To be able to execute certain tasks, to call lambdas for example, AWS uses roles. For a step to be able to call a specific lambda function it needs the associated role. What we did not anticipate was that when we removed the step from the configuration of the state machine, the role generated for that step was also removed. That means that when an old state machine tried to call the removed step it did not have the role necessary. We had two options:
- Replace the automatic generation of roles and manually add the needed roles in the configuration (over a hundred roles)
- Keep the step in the state machine and put it somewhere it would not be reached. Although the second option felt like hiding the mess under the rug, we were pressed for time, so we decided it was the more pragmatic solution.

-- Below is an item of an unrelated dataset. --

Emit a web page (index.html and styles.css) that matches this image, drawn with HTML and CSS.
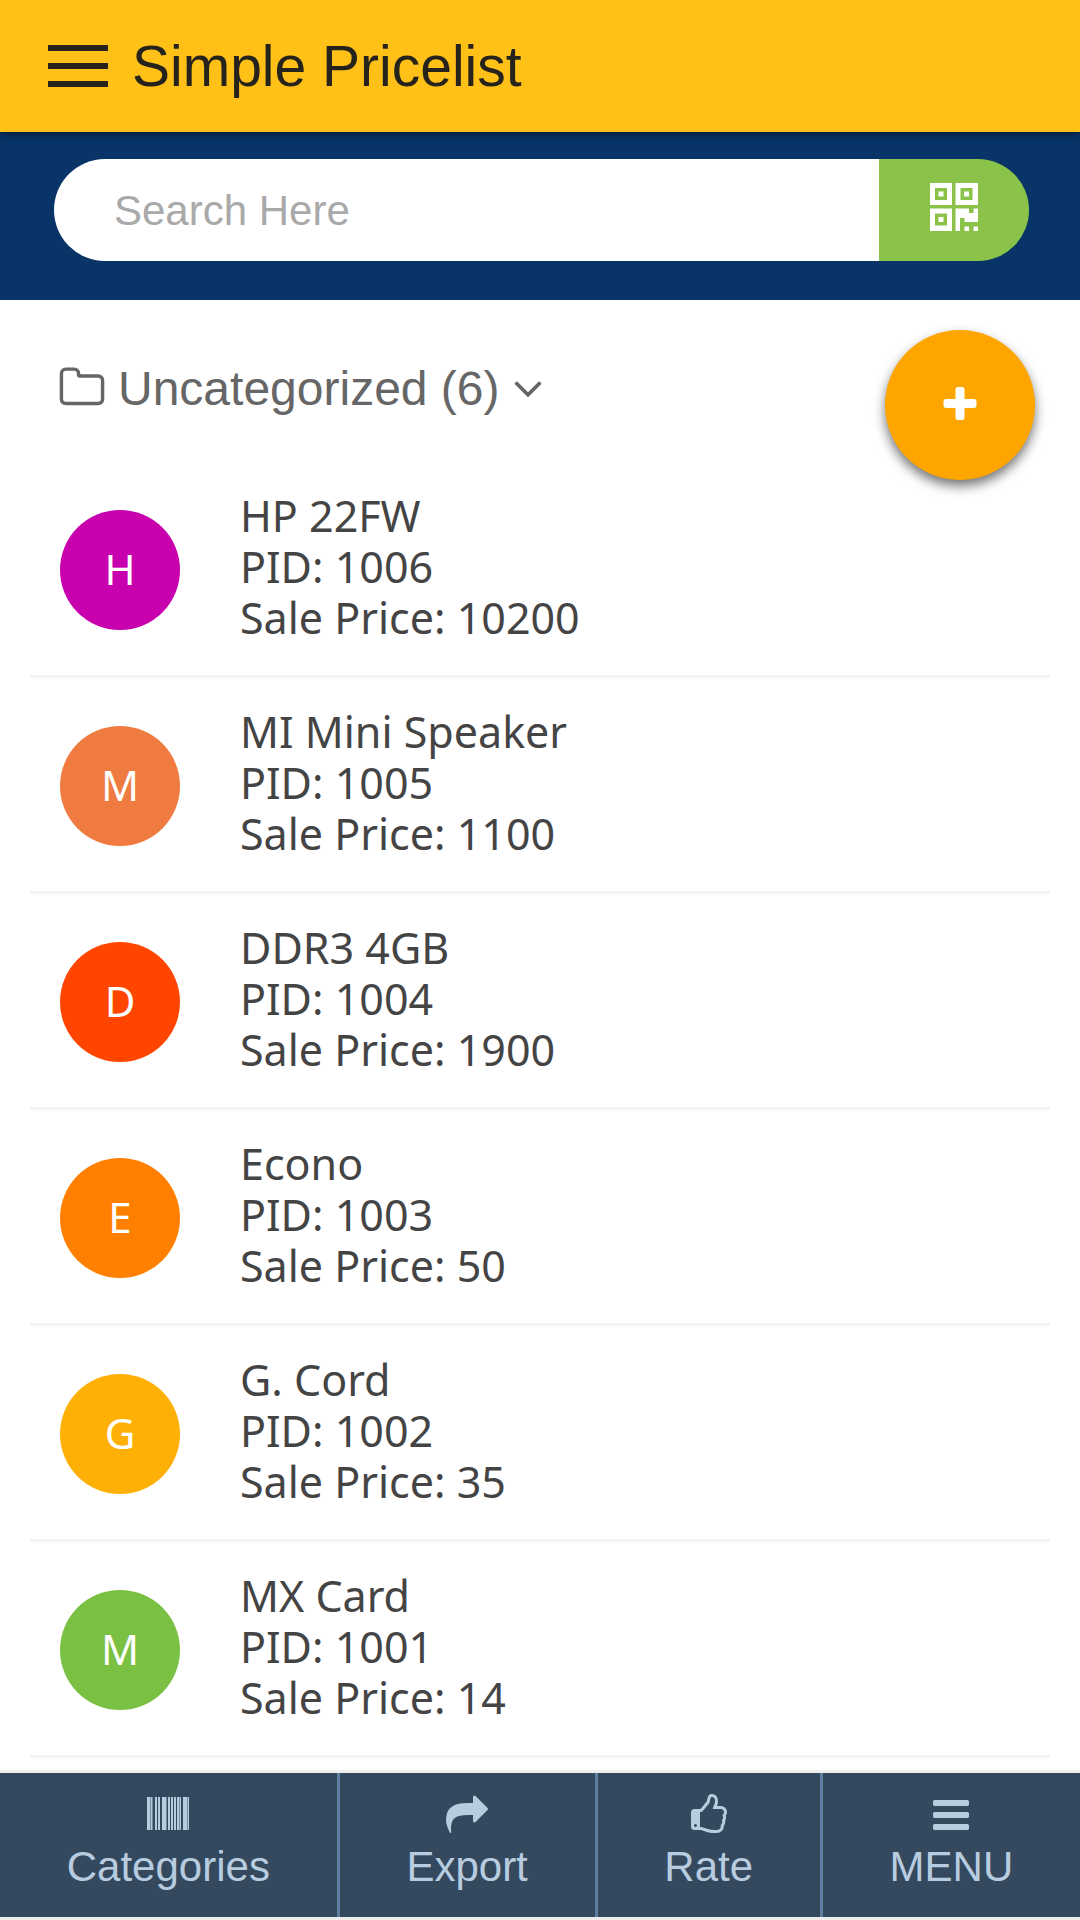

With these specific examples to illustrate the difficulties of versioning with AWS Cloudformation and Step Functions, I want to more generally show you that state machines are made to be deployed rarely. If you want to deploy a new version it is best to deploy a whole new state machine rather than update the current one. Now that is quite a limiting aspect, since we often work with products that are already in production, and we continuously upgrade them. If you need to use a state machine like architecture and can't afford to seldom deploy new versions I do have a recommendation. In a new project we have been using Camunda which allows you to code state machines on your Springboot (a Java framework) server. I found that it has many advantages over AWS. Mostly it has three functionalities I like :
- It is less complex than AWS (no roles for example) and has a gui to create the state machine
- It allows you to migrate state machines from one version to another if there are no breaking changes
- It has an integrated REST engine that allows you to easily manipulate the state machine (change the current step, stop/start state machines etc.)
With that said, I hope this article either helped you on your journey with AWS and State machines or better prepared you to better start using these technologies.